One of the key highlights was Schwab's success in reducing its costly bank supplemental funding by $8.9 billion, thanks to a $9.2 billion rise in client transactional cash sweep balances. This marks a significant step in Schwab's recovery after last year’s interest rate hikes prompted customers to move their deposits in search of better returns, forcing the firm to rely on more expensive funding sources.
Schwab's stock jumped 7.45% following the news, signaling investor confidence in the firm's turnaround efforts.
Outgoing CEO Walt Bettinger referred to the results as an "inflection point" for Schwab, although he noted that time will tell if the company has fully overcome the challenges it faced in 2023. Schwab experienced a tough year as rising interest rates led to deposit withdrawals and significant paper losses on its bond investments.

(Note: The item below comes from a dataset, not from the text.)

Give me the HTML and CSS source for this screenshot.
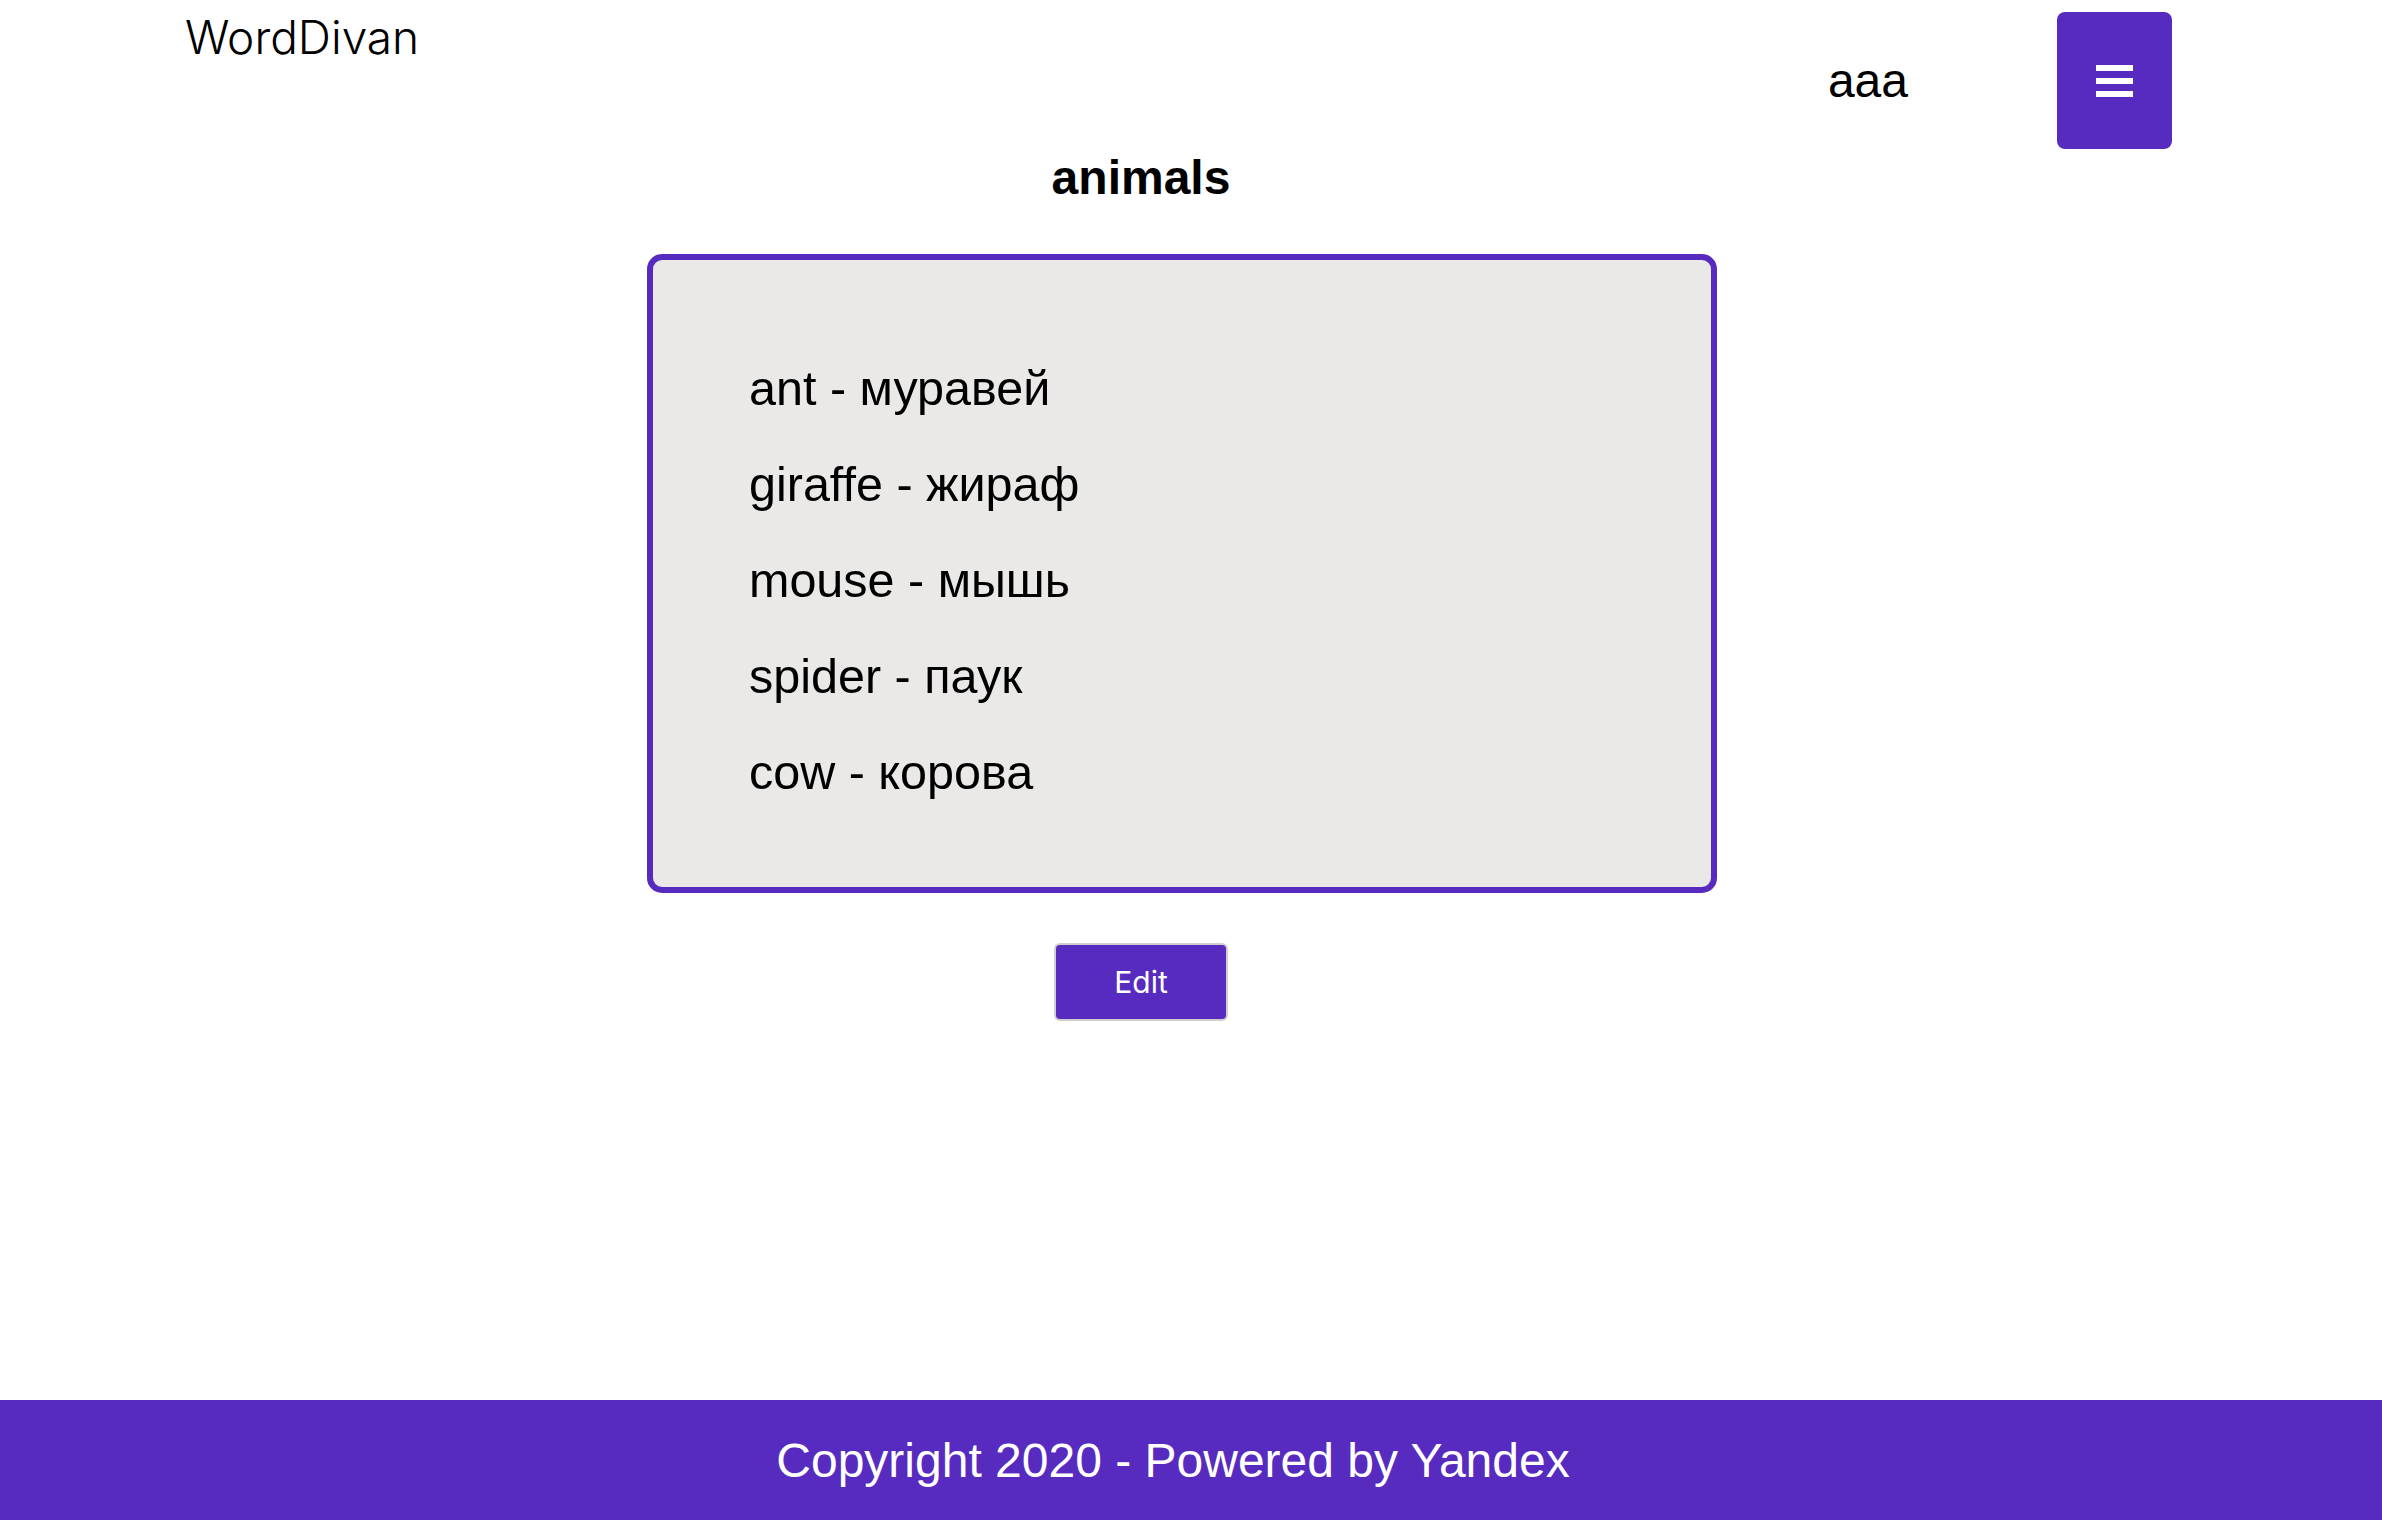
FILE: index.html
```html
<!DOCTYPE html>
<html lang="en">
<head>
<meta charset="utf-8">
<title>WordDivan</title>
<link rel="stylesheet" href="styles.css">
</head>
<body>
<header class="header">
  <div class="logo">WordDivan</div>
  <div class="header-right">
    <span class="user">aaa</span>
    <button class="menu-btn" aria-label="menu">
      <svg width="37" height="32" viewBox="0 0 37 32"><rect x="0" y="0" width="37" height="6" fill="#fff"/><rect x="0" y="13" width="37" height="6" fill="#fff"/><rect x="0" y="26" width="37" height="6" fill="#fff"/></svg>
    </button>
  </div>
</header>
<main class="main">
  <h1 class="title">animals</h1>
  <div class="card">
    <ul class="words">
      <li>ant - муравей</li>
      <li>giraffe - жираф</li>
      <li>mouse - мышь</li>
      <li>spider - паук</li>
      <li>cow - корова</li>
    </ul>
  </div>
  <div class="actions">
    <button class="edit-btn">Edit</button>
  </div>
</main>
<footer class="footer">Copyright 2020 - Powered by Yandex</footer>
</body>
</html>
```
FILE: styles.css
```css
html, body {
  margin: 0;
  padding: 0;
}
body {
  font-family: "Liberation Sans", Arial, sans-serif;
  color: #000;
  background: #fff;
  min-height: 100vh;
  display: flex;
  flex-direction: column;
}
.header {
  display: flex;
  justify-content: space-between;
  align-items: flex-start;
  padding: 12px 210px 0 185px;
  height: 137px;
}
.logo {
  font-family: Inter, "Liberation Sans", sans-serif;
  font-weight: 300;
  font-size: 46px;
  line-height: 46px;
  margin-top: 2px;
}
.header-right {
  display: flex;
  align-items: center;
  gap: 149px;
  height: 137px;
}
.user {
  font-size: 48px;
  line-height: 48px;
}
.menu-btn {
  width: 115px;
  height: 137px;
  border: none;
  border-radius: 8px;
  background: #572bbf;
  display: flex;
  align-items: center;
  justify-content: center;
  padding: 0;
}
.main {
  flex: 1;
}
.title {
  margin: 5px 0 0 0;
  padding-right: 100px;
  text-align: center;
  font-size: 48px;
  line-height: 48px;
  font-weight: bold;
}
.card {
  margin: 52px 0 0 647px;
  width: 1070px;
  box-sizing: border-box;
  border: 6px solid #572bbf;
  border-radius: 15px;
  background: #eae9e7;
}
.words {
  list-style: none;
  margin: 0;
  padding: 80px 0 67px 96px;
}
.words li {
  font-size: 48.5px;
  line-height: 96px;
}
.actions {
  display: flex;
  justify-content: center;
  padding-right: 100px;
  margin-top: 50px;
}
.edit-btn {
  width: 174px;
  height: 78px;
  box-sizing: border-box;
  border: 2px solid #cfcfcf;
  border-radius: 6px;
  background: #572bbf;
  color: #fff;
  font-family: Inter, "Liberation Sans", sans-serif;
  font-size: 30px;
  padding: 0;
}
.footer {
  height: 120px;
  background: #572bbf;
  color: #fff;
  font-size: 48px;
  display: flex;
  align-items: center;
  justify-content: center;
  padding-right: 36px;
}
```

The firm is now focused on shrinking its bank's balance sheet and paying down debts. Bettinger is set to retire at the end of the year, with Rick Wurster named as the incoming CEO. Schwab also brought in Mike Verdeschi from Citigroup as its new CFO, replacing Peter Crawford.
Schwab's net asset gathering also showed strong momentum, with $95 billion gathered in the third quarter, pushing year-to-date net new assets to $252 billion, a 10% increase compared to last year.
The company expects full-year 2024 revenue growth of 2% to 3%, though it noted that its net interest margin might not reach the previously projected 3% target due to the current lower rate environment.